**Exercise:** Give an exact copy of every line, leaving images out.

**Data block:**
—————
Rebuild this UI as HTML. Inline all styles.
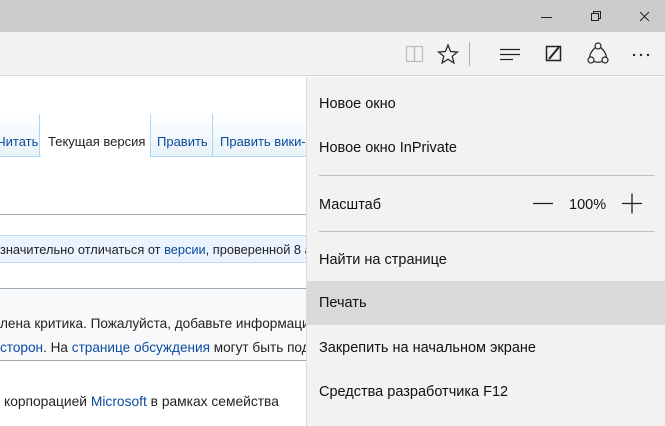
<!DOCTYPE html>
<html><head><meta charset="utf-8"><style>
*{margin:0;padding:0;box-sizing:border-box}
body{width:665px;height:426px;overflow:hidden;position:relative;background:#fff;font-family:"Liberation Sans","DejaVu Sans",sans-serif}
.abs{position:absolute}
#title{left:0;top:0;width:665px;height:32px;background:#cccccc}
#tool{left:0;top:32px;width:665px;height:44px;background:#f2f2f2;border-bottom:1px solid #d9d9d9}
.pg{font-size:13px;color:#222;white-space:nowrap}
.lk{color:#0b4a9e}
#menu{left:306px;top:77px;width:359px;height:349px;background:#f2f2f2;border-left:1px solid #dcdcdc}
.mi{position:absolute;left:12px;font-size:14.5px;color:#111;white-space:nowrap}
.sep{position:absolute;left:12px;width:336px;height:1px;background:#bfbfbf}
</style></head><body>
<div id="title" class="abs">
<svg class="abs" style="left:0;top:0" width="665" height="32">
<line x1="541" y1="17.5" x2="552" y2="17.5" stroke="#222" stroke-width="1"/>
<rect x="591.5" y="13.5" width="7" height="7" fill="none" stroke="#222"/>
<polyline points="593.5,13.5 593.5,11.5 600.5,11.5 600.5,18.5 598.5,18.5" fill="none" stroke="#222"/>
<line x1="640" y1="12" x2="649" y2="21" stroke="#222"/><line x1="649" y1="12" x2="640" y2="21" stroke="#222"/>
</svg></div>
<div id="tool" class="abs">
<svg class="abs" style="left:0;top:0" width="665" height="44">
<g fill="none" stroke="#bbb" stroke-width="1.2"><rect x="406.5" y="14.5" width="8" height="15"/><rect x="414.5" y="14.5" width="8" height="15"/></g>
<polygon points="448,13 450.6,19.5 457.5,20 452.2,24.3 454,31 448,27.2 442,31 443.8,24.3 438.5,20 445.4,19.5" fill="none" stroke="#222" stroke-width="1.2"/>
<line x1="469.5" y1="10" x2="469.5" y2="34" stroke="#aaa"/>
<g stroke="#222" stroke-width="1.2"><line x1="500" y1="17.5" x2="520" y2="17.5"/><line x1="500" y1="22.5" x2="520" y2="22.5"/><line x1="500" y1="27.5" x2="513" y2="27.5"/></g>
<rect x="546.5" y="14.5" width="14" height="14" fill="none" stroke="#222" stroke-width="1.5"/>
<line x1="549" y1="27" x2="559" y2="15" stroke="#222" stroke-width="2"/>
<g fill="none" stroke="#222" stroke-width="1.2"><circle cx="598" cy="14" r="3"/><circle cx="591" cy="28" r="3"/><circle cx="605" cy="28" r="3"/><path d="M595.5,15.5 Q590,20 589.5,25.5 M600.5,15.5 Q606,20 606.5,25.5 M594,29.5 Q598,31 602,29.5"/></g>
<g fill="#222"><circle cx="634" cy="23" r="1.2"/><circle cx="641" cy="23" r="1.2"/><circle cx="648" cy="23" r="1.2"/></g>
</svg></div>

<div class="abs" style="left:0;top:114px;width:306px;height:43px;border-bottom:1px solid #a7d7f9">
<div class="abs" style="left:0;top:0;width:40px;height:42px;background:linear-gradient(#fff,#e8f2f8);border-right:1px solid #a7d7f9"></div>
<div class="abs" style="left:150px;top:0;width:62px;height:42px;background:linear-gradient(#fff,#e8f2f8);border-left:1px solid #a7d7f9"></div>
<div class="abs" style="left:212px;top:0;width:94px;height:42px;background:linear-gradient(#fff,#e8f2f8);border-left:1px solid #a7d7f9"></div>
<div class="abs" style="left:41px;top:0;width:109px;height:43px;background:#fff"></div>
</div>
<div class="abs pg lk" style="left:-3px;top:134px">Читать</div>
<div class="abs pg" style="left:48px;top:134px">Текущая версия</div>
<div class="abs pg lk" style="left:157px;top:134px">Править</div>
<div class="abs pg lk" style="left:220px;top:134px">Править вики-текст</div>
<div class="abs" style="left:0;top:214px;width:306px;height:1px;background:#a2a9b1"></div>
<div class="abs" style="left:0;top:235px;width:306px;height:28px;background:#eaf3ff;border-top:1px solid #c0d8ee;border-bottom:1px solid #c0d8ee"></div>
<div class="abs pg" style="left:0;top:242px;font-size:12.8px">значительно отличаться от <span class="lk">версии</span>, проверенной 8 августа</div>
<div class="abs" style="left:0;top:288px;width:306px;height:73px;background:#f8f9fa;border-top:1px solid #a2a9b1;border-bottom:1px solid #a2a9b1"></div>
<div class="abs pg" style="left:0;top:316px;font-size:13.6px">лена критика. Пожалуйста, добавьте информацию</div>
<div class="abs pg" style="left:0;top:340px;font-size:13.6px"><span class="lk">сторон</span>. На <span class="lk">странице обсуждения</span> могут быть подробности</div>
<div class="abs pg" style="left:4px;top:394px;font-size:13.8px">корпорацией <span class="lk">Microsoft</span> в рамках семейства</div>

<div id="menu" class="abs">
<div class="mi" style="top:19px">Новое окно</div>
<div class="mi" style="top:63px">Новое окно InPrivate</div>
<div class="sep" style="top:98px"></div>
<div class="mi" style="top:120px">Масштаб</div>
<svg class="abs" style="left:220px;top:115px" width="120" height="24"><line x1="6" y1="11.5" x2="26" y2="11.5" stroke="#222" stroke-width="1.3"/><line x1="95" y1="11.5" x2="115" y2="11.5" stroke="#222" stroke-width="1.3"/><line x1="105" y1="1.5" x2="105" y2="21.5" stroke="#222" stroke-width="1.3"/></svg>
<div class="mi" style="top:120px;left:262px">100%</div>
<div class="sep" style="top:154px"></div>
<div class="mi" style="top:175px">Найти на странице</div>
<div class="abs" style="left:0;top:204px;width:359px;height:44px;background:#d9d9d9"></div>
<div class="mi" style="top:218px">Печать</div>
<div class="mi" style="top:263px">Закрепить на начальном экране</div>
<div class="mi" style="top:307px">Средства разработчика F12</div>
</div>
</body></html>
—————
**Complete output:**
Rebuild this UI as HTML. Inline all styles.
<!DOCTYPE html>
<html><head><meta charset="utf-8"><style>
*{margin:0;padding:0;box-sizing:border-box}
body{width:665px;height:426px;overflow:hidden;position:relative;background:#fff;font-family:"Liberation Sans","DejaVu Sans",sans-serif}
.abs{position:absolute}
#title{left:0;top:0;width:665px;height:32px;background:#cccccc}
#tool{left:0;top:32px;width:665px;height:44px;background:#f2f2f2;border-bottom:1px solid #d9d9d9}
.pg{font-size:13px;color:#222;white-space:nowrap}
.lk{color:#0b4a9e}
#menu{left:306px;top:77px;width:359px;height:349px;background:#f2f2f2;border-left:1px solid #dcdcdc}
.mi{position:absolute;left:12px;font-size:14.5px;color:#111;white-space:nowrap}
.sep{position:absolute;left:12px;width:336px;height:1px;background:#bfbfbf}
</style></head><body>
<div id="title" class="abs">
<svg class="abs" style="left:0;top:0" width="665" height="32">
<line x1="541" y1="17.5" x2="552" y2="17.5" stroke="#222" stroke-width="1"/>
<rect x="591.5" y="13.5" width="7" height="7" fill="none" stroke="#222"/>
<polyline points="593.5,13.5 593.5,11.5 600.5,11.5 600.5,18.5 598.5,18.5" fill="none" stroke="#222"/>
<line x1="640" y1="12" x2="649" y2="21" stroke="#222"/><line x1="649" y1="12" x2="640" y2="21" stroke="#222"/>
</svg></div>
<div id="tool" class="abs">
<svg class="abs" style="left:0;top:0" width="665" height="44">
<g fill="none" stroke="#bbb" stroke-width="1.2"><rect x="406.5" y="14.5" width="8" height="15"/><rect x="414.5" y="14.5" width="8" height="15"/></g>
<polygon points="448,13 450.6,19.5 457.5,20 452.2,24.3 454,31 448,27.2 442,31 443.8,24.3 438.5,20 445.4,19.5" fill="none" stroke="#222" stroke-width="1.2"/>
<line x1="469.5" y1="10" x2="469.5" y2="34" stroke="#aaa"/>
<g stroke="#222" stroke-width="1.2"><line x1="500" y1="17.5" x2="520" y2="17.5"/><line x1="500" y1="22.5" x2="520" y2="22.5"/><line x1="500" y1="27.5" x2="513" y2="27.5"/></g>
<rect x="546.5" y="14.5" width="14" height="14" fill="none" stroke="#222" stroke-width="1.5"/>
<line x1="549" y1="27" x2="559" y2="15" stroke="#222" stroke-width="2"/>
<g fill="none" stroke="#222" stroke-width="1.2"><circle cx="598" cy="14" r="3"/><circle cx="591" cy="28" r="3"/><circle cx="605" cy="28" r="3"/><path d="M595.5,15.5 Q590,20 589.5,25.5 M600.5,15.5 Q606,20 606.5,25.5 M594,29.5 Q598,31 602,29.5"/></g>
<g fill="#222"><circle cx="634" cy="23" r="1.2"/><circle cx="641" cy="23" r="1.2"/><circle cx="648" cy="23" r="1.2"/></g>
</svg></div>

<div class="abs" style="left:0;top:114px;width:306px;height:43px;border-bottom:1px solid #a7d7f9">
<div class="abs" style="left:0;top:0;width:40px;height:42px;background:linear-gradient(#fff,#e8f2f8);border-right:1px solid #a7d7f9"></div>
<div class="abs" style="left:150px;top:0;width:62px;height:42px;background:linear-gradient(#fff,#e8f2f8);border-left:1px solid #a7d7f9"></div>
<div class="abs" style="left:212px;top:0;width:94px;height:42px;background:linear-gradient(#fff,#e8f2f8);border-left:1px solid #a7d7f9"></div>
<div class="abs" style="left:41px;top:0;width:109px;height:43px;background:#fff"></div>
</div>
<div class="abs pg lk" style="left:-3px;top:134px">Читать</div>
<div class="abs pg" style="left:48px;top:134px">Текущая версия</div>
<div class="abs pg lk" style="left:157px;top:134px">Править</div>
<div class="abs pg lk" style="left:220px;top:134px">Править вики-текст</div>
<div class="abs" style="left:0;top:214px;width:306px;height:1px;background:#a2a9b1"></div>
<div class="abs" style="left:0;top:235px;width:306px;height:28px;background:#eaf3ff;border-top:1px solid #c0d8ee;border-bottom:1px solid #c0d8ee"></div>
<div class="abs pg" style="left:0;top:242px;font-size:12.8px">значительно отличаться от <span class="lk">версии</span>, проверенной 8 августа</div>
<div class="abs" style="left:0;top:288px;width:306px;height:73px;background:#f8f9fa;border-top:1px solid #a2a9b1;border-bottom:1px solid #a2a9b1"></div>
<div class="abs pg" style="left:0;top:316px;font-size:13.6px">лена критика. Пожалуйста, добавьте информацию</div>
<div class="abs pg" style="left:0;top:340px;font-size:13.6px"><span class="lk">сторон</span>. На <span class="lk">странице обсуждения</span> могут быть подробности</div>
<div class="abs pg" style="left:4px;top:394px;font-size:13.8px">корпорацией <span class="lk">Microsoft</span> в рамках семейства</div>

<div id="menu" class="abs">
<div class="mi" style="top:19px">Новое окно</div>
<div class="mi" style="top:63px">Новое окно InPrivate</div>
<div class="sep" style="top:98px"></div>
<div class="mi" style="top:120px">Масштаб</div>
<svg class="abs" style="left:220px;top:115px" width="120" height="24"><line x1="6" y1="11.5" x2="26" y2="11.5" stroke="#222" stroke-width="1.3"/><line x1="95" y1="11.5" x2="115" y2="11.5" stroke="#222" stroke-width="1.3"/><line x1="105" y1="1.5" x2="105" y2="21.5" stroke="#222" stroke-width="1.3"/></svg>
<div class="mi" style="top:120px;left:262px">100%</div>
<div class="sep" style="top:154px"></div>
<div class="mi" style="top:175px">Найти на странице</div>
<div class="abs" style="left:0;top:204px;width:359px;height:44px;background:#d9d9d9"></div>
<div class="mi" style="top:218px">Печать</div>
<div class="mi" style="top:263px">Закрепить на начальном экране</div>
<div class="mi" style="top:307px">Средства разработчика F12</div>
</div>
</body></html>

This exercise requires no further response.